With that I opened the door and walked towards me car. As I started to back out of the driveway, Bianca asked, "Are you really going to go out with Nicki?" I looked at her but didn't answer. She continued by asking, "Well, are you going to fuck her?!" Again, I didn't answer except I didn't even look at her this time. I pulled to the curb in fron to her house. She didn't get out of the car though, so I got out and walked over to her door and opened it from the outside. She looked up at me. I looked straight ahead and said, "Get out of my car, Bianca." She did. I closed the door as soon as she was clear from it, reached in the backseat, handed her the box and began walking back to the driver's side.
I was just about to climb in when she said, "S.J., if you truly love me, you wont do this. If you truly love me, you'll call Nicki right now and tell her that something came up and you can't make it. You'll take me back to your house and make love to me. You'll tell me you love me and we'll figure this, us, out, but please don't do this."
I just looked at her. I stood there looking at her and then finally said, "I do love you, Bianca, but you clearly don't understand to what extent. I told you I was in love with you before I made love to you and then you got upset when I wouldn't let you touch me, well guess what, I didn't because I wanted to know that you loved me back before I did that. Now ... Now, I'll never trust you enough to let you touch me again." I got behind the wheel of my Chrystler 300 S and drove off without saying another word to her.
Later that night, I did go out with Nicki. She wanted me to fuck her, but I couldn't touch her. I didn't even have the desire to. I was afraid Bianca had destroyed my sex drive. I didn't let my mind stay on Bianca long, but unfortunately, I didn't have much of a choice because when I pulled into my driveway half an hour later, there she was, leaning against my door waiting for me. I sat in my car trying to figure out how to handle it and then decided I'd do nothing at all, I got out of my car and walked towards my door.

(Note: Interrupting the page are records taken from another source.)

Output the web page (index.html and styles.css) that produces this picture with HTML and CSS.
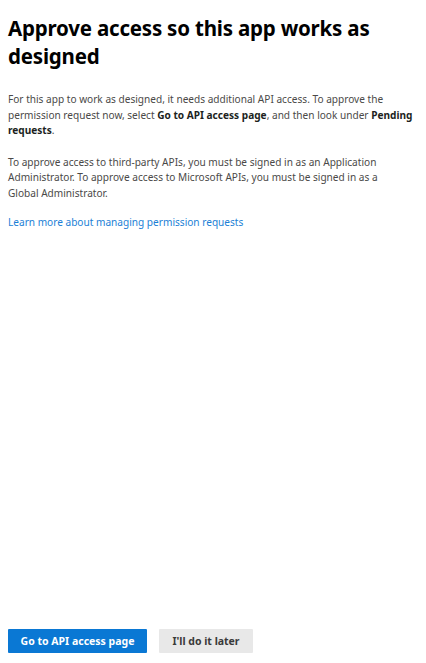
FILE: index.html
```html
<!DOCTYPE html>
<html lang="en">
<head>
<meta charset="utf-8">
<title>Approve access</title>
<link rel="stylesheet" href="styles.css">
</head>
<body>
<div class="page">
  <main class="content">
    <h1 class="title">Approve access so this app works as designed</h1>
    <p class="text">For this app to work as designed, it needs additional API access. To approve the permission request now, select <b>Go to API access page</b>, and then look under <b>Pending requests</b>.</p>
    <p class="text text-narrow">To approve access to third-party APIs, you must be signed in as an Application Administrator. To approve access to Microsoft APIs, you must be signed in as a Global Administrator.</p>
    <p class="text link-row"><a class="link" href="#">Learn more about managing permission requests</a></p>
  </main>
  <footer class="actions">
    <button class="btn btn-primary" type="button">Go to API access page</button>
    <button class="btn btn-secondary" type="button">I'll do it later</button>
  </footer>
</div>
</body>
</html>
```

FILE: styles.css
```css
html, body {
  margin: 0;
  padding: 0;
  background: #ffffff;
}
body {
  font-family: "Noto Sans", "Open Sans", "Liberation Sans", sans-serif;
}
.page {
  box-sizing: border-box;
  min-height: 100vh;
  padding: 0 13px 10px 8px;
  display: flex;
  flex-direction: column;
}
.content {
  flex: 1;
}
.title {
  margin: 14px 0 22px 0;
  font-size: 20.5px;
  line-height: 28px;
  font-weight: 700;
  color: #000;
  letter-spacing: -0.2px;
}
.text {
  margin: 0 0 16px 0;
  font-size: 10.1px;
  line-height: 15.5px;
  color: #4a4948;
}
.text-narrow {
  max-width: 395px;
}
.text b {
  color: #201f1e;
  font-weight: 700;
}
.link-row {
  margin-top: -2px;
}
.link {
  color: #1b7fd6;
  text-decoration: none;
}
.actions {
  display: flex;
  gap: 12px;
}
.btn {
  height: 24px;
  border: none;
  border-radius: 1px;
  font-family: inherit;
  font-size: 10.5px;
  font-weight: 700;
  padding: 0;
}
.btn-primary {
  width: 139px;
  background: #0a78d4;
  color: #fff;
}
.btn-secondary {
  width: 94px;
  background: #e8e8e8;
  color: #3a3a3a;
}
```
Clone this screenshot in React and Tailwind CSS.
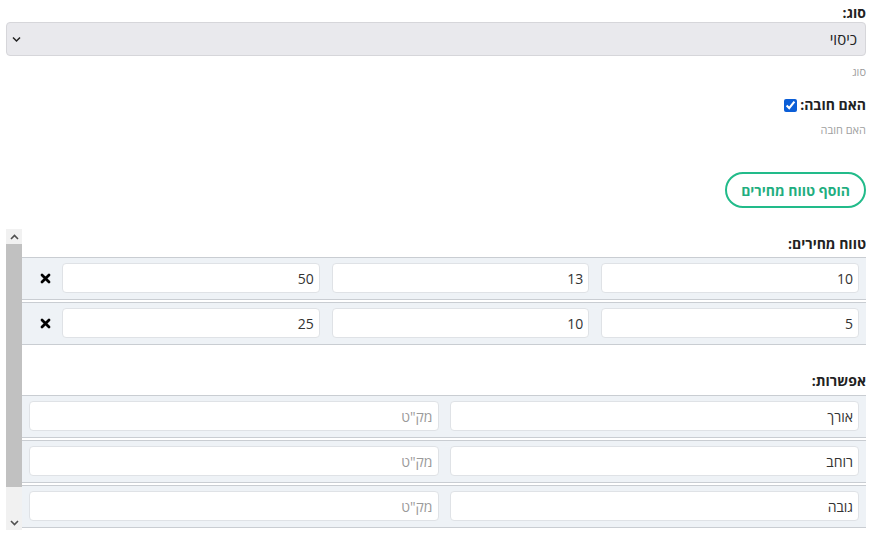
import React from "react";

const font = { fontFamily: '"Open Sans", "Liberation Sans", "DejaVu Sans", sans-serif' };

const priceRanges = [
  ["10", "13", "50"],
  ["5", "10", "25"],
];

const options = ["אורך", "רוחב", "גובה"];

const Field = ({ value, placeholder }) => (
  <input
    readOnly
    value={value}
    placeholder={placeholder}
    className="h-[30px] w-full min-w-0 rounded-[4px] border border-[#dfe2e6] bg-white px-[5px] text-right text-[14px] text-[#333] placeholder:text-[#9a9a9a] outline-none"
    style={font}
  />
);

const Row = ({ children, className = "" }) => (
  <div
    className={`mb-[2px] flex items-center border-y border-[#c9cdd2] bg-[#eef2f6] pt-[5px] pb-[6px] pr-[7px] ${className}`}
  >
    {children}
  </div>
);

// fake classic scrollbar (drawn, sits on the left in rtl)
const Scrollbar = () => (
  <div dir="ltr" className="flex w-[16px] shrink-0 flex-col bg-[#f1f1f1]">
    <div className="flex h-[15px] items-center justify-center">
      <svg width="9" height="6" viewBox="0 0 9 6">
        <path d="M1 5 L4.5 1.5 L8 5" fill="none" stroke="#505050" strokeWidth="1.6" />
      </svg>
    </div>
    <div className="h-[243px] bg-[#c1c1c1]" />
    <div className="flex-1" />
    <div className="flex h-[15px] items-center justify-center">
      <svg width="9" height="6" viewBox="0 0 9 6">
        <path d="M1 1 L4.5 4.5 L8 1" fill="none" stroke="#505050" strokeWidth="1.6" />
      </svg>
    </div>
  </div>
);

const RemoveIcon = () => (
  <svg width="11" height="11" viewBox="0 0 11 11">
    <path d="M2 2 L9 9 M9 2 L2 9" stroke="#000" strokeWidth="2.8" strokeLinecap="round" />
  </svg>
);

const App = () => {
  return (
    <div dir="rtl" className="min-h-[543px] bg-white pl-[6px] pr-2 text-[#222]" style={font}>
      {/* Type */}
      <div className="pt-[5px]">
        <label className="block text-[14px] font-bold leading-[16px]">סוג:</label>
        <div className="mt-[1px] flex h-[34px] items-center justify-between rounded-[4px] border border-[#d6d6da] bg-[#e9e9ed] pl-[5px] pr-2">
          <span className="text-[15px]">כיסוי</span>
          <svg width="9" height="8" viewBox="0 0 9 8">
            <path d="M1 2.5 L4.5 6 L8 2.5" fill="none" stroke="#222" strokeWidth="1.5" />
          </svg>
        </div>
        <div className="mt-[10px] text-[11px] leading-[12px] text-[#a0a0a0]">סוג</div>
      </div>

      {/* Required */}
      <div className="mt-[19px]">
        <div className="flex items-center gap-[3px]">
          <label className="text-[14px] font-bold leading-[16px]">האם חובה:</label>
          <input type="checkbox" readOnly checked className="m-0 h-[13px] w-[13px] accent-[#0b5ed7]" />
        </div>
        <div className="mt-[11px] text-[11px] leading-[12px] text-[#a0a0a0]">האם חובה</div>
      </div>

      {/* Add button */}
      <div className="mt-[36px] flex">
        <button className="h-[36px] w-[141px] rounded-[18px] border-2 border-[#22bb8a] text-[14px] font-bold text-[#1fae80]">
          הוסף טווח מחירים
        </button>
      </div>

      {/* Scroll area */}
      <div className="mt-[21px] flex h-[301px] overflow-hidden">
        <div className="min-w-0 flex-1">
          <div className="pt-[7px] text-[14px] font-bold leading-[16px]">טווח מחירים:</div>
          <div className="mt-[5px]">
            {priceRanges.map((r, i) => (
              <Row key={i}>
                <div className="grid flex-1 grid-cols-3 gap-[12px]">
                  {r.map((v, j) => (
                    <Field key={j} value={v} />
                  ))}
                </div>
                <div className="flex w-[40px] shrink-0 items-center justify-center pl-[6px]">
                  <RemoveIcon />
                </div>
              </Row>
            ))}
          </div>

          <div className="mt-[28px] text-[14px] font-bold leading-[16px]">אפשרות:</div>
          <div className="mt-[6px]">
            {options.map((o) => (
              <Row key={o} className="pl-[7px]">
                <div className="grid flex-1 grid-cols-2 gap-[11px]">
                  <Field value={o} />
                  <Field value="" placeholder={'מק"ט'} />
                </div>
              </Row>
            ))}
          </div>
        </div>
        <Scrollbar />
      </div>
    </div>
  );
};

export default App;
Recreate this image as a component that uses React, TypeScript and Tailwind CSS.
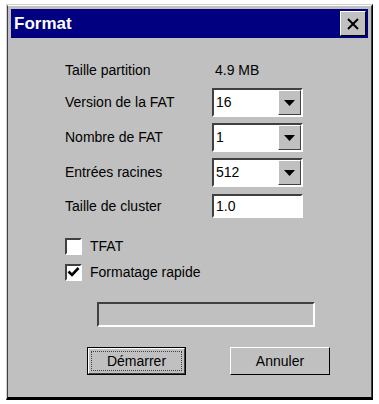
import React from "react";

const font = { fontFamily: '"Liberation Sans", Arial, sans-serif' };

function Combo({ value }: { value: string }) {
  return (
    <div className="flex h-[29px] w-[91px] border-2 border-t-[#404040] border-l-[#404040] border-r-[#ffffff] border-b-[#ffffff] bg-white">
      <div className="flex flex-1 items-center pl-[2px] text-[14px] text-black">{value}</div>
      <div className="flex w-[23px] items-center justify-center border border-t-[#ffffff] border-l-[#ffffff] border-r-[#404040] border-b-[#404040] bg-[#c0c0c0]">
        <svg width="11" height="6" viewBox="0 0 11 6">
          <path d="M0 0 H11 L5.5 6 Z" fill="#000" />
        </svg>
      </div>
    </div>
  );
}

function Check({ checked, label }: { checked?: boolean; label: string }) {
  return (
    <div className="flex h-[16px] items-center gap-[8px]">
      <div className="flex h-[17px] w-[17px] items-center justify-center border-2 border-t-[#404040] border-l-[#404040] border-r-[#ffffff] border-b-[#ffffff] bg-white">
        {checked && (
          <svg width="13" height="12" viewBox="0 0 13 12">
            <path d="M1.5 5.5 L5 9 L11.5 2" stroke="#000" strokeWidth="2.6" fill="none" />
          </svg>
        )}
      </div>
      <span className="text-[14px] text-black">{label}</span>
    </div>
  );
}

export default function App() {
  return (
    <div className="h-[404px] w-[379px] bg-white pl-[6px] pt-[4px]" style={font}>
      <div className="h-[396px] w-[367px] border border-t-[#d0d0d0] border-l-[#d0d0d0] border-r-[#000000] border-b-[#000000] border-b-2">
        <div className="flex h-full flex-col border border-t-[#ffffff] border-l-[#404040] border-r-[#404040] border-b-[#000000] bg-[#c0c0c0] p-[3px]">
          {/* Title bar */}
          <div className="flex h-[29px] items-center justify-between bg-[#000080] pl-[3px] pr-[2px]">
            <span className="text-[17px] font-bold text-white">Format</span>
            <div className="flex h-[25px] w-[26px] items-center justify-center border border-t-[#ffffff] border-l-[#ffffff] border-r-[#000000] border-b-[#000000] bg-[#c0c0c0]">
              <svg width="12" height="12" viewBox="0 0 12 12">
                <path d="M1 1 L11 11 M11 1 L1 11" stroke="#000" strokeWidth="2" />
              </svg>
            </div>
          </div>

          {/* Body */}
          <div className="flex flex-col pl-[54px]">
            <div className="mt-[22px] flex h-[20px] items-center">
              <span className="w-[150px] text-[14px] text-black">Taille partition</span>
              <span className="text-[14px] text-black">4.9 MB</span>
            </div>

            <div className="mt-[8px] flex flex-col gap-[6px]">
              {[
                ["Version de la FAT", "16"],
                ["Nombre de FAT", "1"],
                ["Entrées racines", "512"],
              ].map(([label, value]) => (
                <div key={label} className="flex items-center">
                  <span className="w-[147px] text-[14px] text-black">{label}</span>
                  <Combo value={value} />
                </div>
              ))}
            </div>

            <div className="mt-[7px] flex items-center">
              <span className="w-[147px] text-[14px] text-black">Taille de cluster</span>
              <div className="flex h-[24px] w-[91px] items-center border-2 border-t-[#404040] border-l-[#404040] border-r-[#ffffff] border-b-[#ffffff] bg-white pl-[2px] text-[14px] text-black">
                1.0
              </div>
            </div>

            <div className="mt-[20px]">
              <Check label="TFAT" />
            </div>
            <div className="mt-[10px]">
              <Check checked label="Formatage rapide" />
            </div>
          </div>

          {/* Progress */}
          <div className="ml-[86px] mt-[22px] h-[25px] w-[218px] border-2 border-t-[#404040] border-l-[#404040] border-r-[#ffffff] border-b-[#ffffff] bg-[#c0c0c0]" />

          {/* Buttons */}
          <div className="ml-[76px] mt-[20px] flex gap-[44px]">
            <div className="flex h-[28px] w-[99px] border border-black">
              <div className="flex flex-1 border border-t-[#ffffff] border-l-[#ffffff] border-r-[#404040] border-b-[#404040] p-[2px]">
                <div className="flex flex-1 items-center justify-center border border-dotted border-[#404040] text-[14px] text-black">
                  Démarrer
                </div>
              </div>
            </div>
            <div className="flex h-[28px] w-[100px] items-center justify-center border border-t-[#ffffff] border-l-[#ffffff] border-r-[#000000] border-b-[#000000] text-[14px] text-black">
              Annuler
            </div>
          </div>
        </div>
      </div>
    </div>
  );
}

As I approached, Bianca came to meet me. I stepped around her and unlocked my door. Turning around to keep her outside I said, "Can I help with something, Bianca?" No emotion showing in my voice. She stepped back onto the porch and said, "Yes. You and I need to talk. Can I come in?"
And that was the question I didn't know how to answer. I just stood there looking at her for awhile and then said, "No. Anything you have to say to me, you can say Monday morning at school."
With that I closed my front door and locked it before sliding to the floor and bawling my eyes out.